= Given exercise =
Where the string "this" occurs in the material below, report the whole line.

= Given material =
·····
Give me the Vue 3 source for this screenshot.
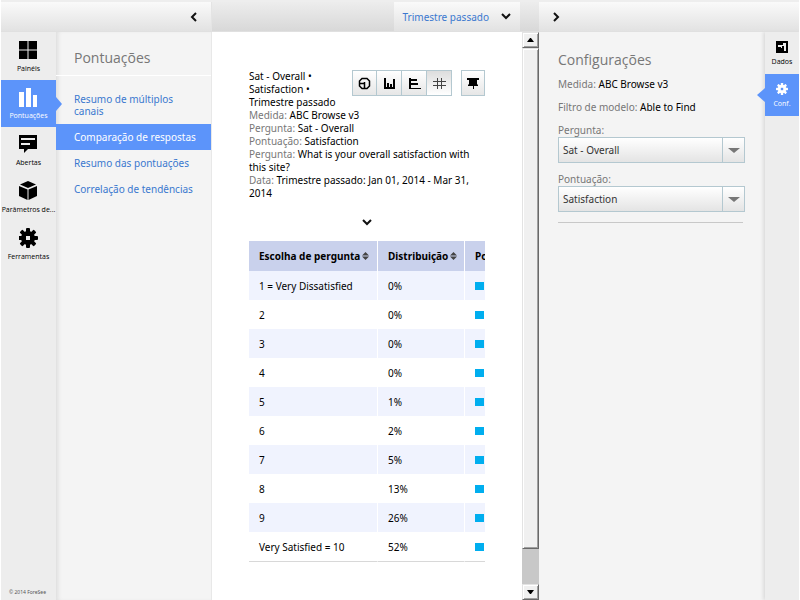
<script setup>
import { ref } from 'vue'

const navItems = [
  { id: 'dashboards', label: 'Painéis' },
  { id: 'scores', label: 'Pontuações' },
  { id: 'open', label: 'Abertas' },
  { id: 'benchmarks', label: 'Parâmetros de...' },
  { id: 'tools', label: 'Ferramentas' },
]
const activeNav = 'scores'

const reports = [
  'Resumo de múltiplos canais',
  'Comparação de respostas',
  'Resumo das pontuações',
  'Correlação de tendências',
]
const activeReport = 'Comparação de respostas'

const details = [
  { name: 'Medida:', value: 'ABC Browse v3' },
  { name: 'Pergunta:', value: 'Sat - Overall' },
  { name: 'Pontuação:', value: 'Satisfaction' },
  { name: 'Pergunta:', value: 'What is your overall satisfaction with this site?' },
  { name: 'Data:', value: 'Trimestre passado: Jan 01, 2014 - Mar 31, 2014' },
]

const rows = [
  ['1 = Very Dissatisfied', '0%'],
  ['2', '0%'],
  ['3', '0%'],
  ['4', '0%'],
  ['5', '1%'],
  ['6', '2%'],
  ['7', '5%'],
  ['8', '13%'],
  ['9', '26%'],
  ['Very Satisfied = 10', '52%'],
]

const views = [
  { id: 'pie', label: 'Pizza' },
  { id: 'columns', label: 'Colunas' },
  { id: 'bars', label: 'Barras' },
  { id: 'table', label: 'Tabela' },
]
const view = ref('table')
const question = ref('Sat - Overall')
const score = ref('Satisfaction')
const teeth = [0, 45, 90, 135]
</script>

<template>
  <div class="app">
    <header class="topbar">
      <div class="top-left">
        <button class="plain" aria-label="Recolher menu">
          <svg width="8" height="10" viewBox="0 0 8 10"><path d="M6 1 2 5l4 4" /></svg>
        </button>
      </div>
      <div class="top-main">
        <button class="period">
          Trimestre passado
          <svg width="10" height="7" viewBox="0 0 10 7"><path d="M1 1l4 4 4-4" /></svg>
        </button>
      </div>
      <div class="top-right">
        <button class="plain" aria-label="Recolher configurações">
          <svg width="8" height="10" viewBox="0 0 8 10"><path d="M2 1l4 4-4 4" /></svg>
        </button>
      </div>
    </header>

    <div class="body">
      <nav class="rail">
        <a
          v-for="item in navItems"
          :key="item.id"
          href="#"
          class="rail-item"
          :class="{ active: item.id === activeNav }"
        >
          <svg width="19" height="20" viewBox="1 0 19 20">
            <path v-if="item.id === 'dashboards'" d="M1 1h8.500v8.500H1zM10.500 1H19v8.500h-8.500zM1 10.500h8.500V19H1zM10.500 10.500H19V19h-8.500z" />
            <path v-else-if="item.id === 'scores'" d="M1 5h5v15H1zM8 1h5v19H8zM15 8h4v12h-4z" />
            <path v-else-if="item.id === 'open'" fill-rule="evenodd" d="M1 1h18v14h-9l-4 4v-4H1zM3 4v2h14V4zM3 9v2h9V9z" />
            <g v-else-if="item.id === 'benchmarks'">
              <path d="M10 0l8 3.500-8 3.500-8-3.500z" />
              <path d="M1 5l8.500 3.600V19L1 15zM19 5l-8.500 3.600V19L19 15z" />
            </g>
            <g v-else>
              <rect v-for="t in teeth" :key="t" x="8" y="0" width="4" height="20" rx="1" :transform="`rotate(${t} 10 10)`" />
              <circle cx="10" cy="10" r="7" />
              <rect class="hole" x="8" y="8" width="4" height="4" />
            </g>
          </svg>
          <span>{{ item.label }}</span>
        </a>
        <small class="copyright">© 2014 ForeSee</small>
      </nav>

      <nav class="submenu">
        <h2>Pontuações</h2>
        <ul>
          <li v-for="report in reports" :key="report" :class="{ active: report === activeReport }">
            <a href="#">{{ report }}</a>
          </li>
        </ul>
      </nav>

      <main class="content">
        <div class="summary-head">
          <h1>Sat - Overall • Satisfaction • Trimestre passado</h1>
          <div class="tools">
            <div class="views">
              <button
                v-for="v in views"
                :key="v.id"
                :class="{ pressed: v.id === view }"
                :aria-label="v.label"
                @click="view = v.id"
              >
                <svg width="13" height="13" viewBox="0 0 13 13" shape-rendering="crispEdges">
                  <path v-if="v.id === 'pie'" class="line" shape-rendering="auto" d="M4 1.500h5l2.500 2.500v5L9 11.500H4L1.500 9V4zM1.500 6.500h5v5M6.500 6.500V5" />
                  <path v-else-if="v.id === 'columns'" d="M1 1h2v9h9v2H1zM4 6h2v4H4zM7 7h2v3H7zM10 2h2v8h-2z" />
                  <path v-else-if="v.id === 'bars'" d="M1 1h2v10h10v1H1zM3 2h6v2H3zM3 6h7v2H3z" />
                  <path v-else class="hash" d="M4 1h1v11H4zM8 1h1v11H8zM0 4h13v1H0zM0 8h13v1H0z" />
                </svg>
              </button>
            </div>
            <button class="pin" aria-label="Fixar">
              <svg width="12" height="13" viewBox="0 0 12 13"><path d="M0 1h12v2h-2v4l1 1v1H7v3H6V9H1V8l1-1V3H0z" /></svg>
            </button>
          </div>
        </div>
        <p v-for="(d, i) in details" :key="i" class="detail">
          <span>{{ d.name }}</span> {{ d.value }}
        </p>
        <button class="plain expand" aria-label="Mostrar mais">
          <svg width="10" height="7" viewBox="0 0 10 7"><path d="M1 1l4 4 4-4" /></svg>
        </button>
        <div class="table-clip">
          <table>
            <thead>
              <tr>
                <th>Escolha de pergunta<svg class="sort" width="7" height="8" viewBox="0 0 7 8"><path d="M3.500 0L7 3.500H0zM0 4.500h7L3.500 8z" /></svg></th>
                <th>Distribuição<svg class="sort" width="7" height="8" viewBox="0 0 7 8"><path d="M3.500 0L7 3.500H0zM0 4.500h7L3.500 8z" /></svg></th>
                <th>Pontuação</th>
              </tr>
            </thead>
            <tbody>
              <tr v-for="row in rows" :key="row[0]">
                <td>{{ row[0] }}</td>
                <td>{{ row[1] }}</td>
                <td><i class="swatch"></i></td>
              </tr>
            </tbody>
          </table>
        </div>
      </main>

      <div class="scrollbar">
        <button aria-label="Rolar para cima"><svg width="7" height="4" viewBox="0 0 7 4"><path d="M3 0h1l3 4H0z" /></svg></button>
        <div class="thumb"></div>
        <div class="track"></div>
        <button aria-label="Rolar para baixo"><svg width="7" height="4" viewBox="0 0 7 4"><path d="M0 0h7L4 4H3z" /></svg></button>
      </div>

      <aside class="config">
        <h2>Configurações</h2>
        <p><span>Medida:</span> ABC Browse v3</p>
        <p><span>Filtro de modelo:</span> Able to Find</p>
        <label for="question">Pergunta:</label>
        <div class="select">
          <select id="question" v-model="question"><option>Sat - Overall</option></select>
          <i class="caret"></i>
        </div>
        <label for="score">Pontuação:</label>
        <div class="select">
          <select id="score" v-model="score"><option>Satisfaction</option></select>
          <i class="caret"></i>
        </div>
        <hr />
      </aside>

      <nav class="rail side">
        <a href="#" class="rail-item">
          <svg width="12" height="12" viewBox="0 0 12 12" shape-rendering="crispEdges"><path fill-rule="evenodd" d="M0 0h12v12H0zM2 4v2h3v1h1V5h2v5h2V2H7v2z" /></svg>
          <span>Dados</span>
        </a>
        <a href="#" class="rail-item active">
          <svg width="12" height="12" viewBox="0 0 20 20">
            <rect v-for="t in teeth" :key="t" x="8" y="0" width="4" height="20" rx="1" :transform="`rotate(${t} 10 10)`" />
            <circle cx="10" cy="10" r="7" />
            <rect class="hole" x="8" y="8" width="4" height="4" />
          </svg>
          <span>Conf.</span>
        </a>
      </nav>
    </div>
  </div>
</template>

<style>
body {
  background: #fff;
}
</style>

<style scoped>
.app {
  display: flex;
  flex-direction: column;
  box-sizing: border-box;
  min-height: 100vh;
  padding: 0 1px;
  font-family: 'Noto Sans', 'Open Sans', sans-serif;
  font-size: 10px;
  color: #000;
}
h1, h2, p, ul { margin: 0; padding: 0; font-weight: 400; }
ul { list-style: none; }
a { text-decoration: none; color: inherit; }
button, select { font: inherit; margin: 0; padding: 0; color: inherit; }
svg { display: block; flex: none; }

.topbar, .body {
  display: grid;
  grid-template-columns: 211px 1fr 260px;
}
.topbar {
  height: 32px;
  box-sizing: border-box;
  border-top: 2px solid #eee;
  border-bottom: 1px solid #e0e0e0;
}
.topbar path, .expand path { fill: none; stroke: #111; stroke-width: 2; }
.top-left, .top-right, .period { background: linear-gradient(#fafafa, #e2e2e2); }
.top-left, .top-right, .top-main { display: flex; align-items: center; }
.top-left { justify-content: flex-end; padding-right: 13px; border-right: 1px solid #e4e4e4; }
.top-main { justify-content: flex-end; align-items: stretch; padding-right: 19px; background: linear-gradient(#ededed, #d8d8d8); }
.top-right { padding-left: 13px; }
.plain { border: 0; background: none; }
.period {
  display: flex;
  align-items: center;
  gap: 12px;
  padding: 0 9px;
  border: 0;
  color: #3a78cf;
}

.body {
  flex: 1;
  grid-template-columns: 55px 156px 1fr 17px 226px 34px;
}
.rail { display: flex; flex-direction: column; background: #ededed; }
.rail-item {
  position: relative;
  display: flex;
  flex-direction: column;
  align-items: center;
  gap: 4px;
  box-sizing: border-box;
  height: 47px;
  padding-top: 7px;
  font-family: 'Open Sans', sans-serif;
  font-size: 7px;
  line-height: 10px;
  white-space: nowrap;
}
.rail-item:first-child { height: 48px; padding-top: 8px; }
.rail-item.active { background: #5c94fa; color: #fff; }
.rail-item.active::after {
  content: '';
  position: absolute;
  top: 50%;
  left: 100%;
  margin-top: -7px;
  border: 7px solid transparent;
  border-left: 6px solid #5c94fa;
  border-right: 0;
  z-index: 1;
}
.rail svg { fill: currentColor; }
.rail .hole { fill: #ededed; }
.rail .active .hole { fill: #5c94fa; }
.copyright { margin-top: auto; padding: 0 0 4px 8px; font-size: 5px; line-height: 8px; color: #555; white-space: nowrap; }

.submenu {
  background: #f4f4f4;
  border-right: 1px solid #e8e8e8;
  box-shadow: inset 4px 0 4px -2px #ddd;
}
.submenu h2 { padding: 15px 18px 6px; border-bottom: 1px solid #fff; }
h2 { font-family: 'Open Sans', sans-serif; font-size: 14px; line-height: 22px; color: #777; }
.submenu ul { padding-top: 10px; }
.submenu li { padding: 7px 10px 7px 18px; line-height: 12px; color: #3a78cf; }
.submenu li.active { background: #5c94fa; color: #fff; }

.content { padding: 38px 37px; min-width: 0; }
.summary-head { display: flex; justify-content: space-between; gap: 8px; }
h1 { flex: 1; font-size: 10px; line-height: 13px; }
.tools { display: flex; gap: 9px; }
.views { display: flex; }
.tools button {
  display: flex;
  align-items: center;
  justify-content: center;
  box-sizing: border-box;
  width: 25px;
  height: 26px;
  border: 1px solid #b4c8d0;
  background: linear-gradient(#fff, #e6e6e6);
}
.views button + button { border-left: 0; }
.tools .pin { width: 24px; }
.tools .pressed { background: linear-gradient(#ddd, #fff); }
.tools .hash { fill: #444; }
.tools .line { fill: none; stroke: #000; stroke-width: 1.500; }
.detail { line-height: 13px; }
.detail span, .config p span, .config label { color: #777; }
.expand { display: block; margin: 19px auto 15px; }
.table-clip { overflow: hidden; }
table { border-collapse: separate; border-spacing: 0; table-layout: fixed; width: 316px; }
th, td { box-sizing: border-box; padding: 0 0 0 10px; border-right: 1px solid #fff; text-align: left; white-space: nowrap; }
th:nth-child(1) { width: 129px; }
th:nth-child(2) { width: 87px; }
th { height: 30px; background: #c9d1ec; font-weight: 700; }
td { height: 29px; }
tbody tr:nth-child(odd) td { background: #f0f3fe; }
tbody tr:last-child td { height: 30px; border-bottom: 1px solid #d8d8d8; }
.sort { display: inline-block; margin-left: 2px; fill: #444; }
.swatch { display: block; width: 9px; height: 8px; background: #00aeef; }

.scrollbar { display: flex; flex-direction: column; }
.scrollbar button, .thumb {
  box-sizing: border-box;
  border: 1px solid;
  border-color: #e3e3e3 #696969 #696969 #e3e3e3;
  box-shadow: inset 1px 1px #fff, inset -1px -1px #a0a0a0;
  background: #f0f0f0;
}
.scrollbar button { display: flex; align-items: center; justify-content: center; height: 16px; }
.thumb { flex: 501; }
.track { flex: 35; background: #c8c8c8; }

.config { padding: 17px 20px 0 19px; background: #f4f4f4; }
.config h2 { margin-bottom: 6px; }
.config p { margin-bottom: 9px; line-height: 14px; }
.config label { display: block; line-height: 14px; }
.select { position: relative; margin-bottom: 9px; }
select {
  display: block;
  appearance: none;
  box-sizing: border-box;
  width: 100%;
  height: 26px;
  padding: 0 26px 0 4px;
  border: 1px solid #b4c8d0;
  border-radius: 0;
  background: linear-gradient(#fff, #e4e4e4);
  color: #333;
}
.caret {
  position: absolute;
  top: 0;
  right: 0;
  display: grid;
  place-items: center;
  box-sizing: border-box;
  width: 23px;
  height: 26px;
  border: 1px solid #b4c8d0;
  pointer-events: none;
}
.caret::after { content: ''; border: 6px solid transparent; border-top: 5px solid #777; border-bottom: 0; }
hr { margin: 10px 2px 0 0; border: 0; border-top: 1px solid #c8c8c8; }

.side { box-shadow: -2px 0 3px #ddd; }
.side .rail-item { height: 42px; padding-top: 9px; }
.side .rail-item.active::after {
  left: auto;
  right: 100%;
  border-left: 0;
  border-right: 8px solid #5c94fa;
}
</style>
·····
= Exercise output =
Give me the Vue 3 source for this screenshot.
  { name: 'Pergunta:', value: 'What is your overall satisfaction with this site?' },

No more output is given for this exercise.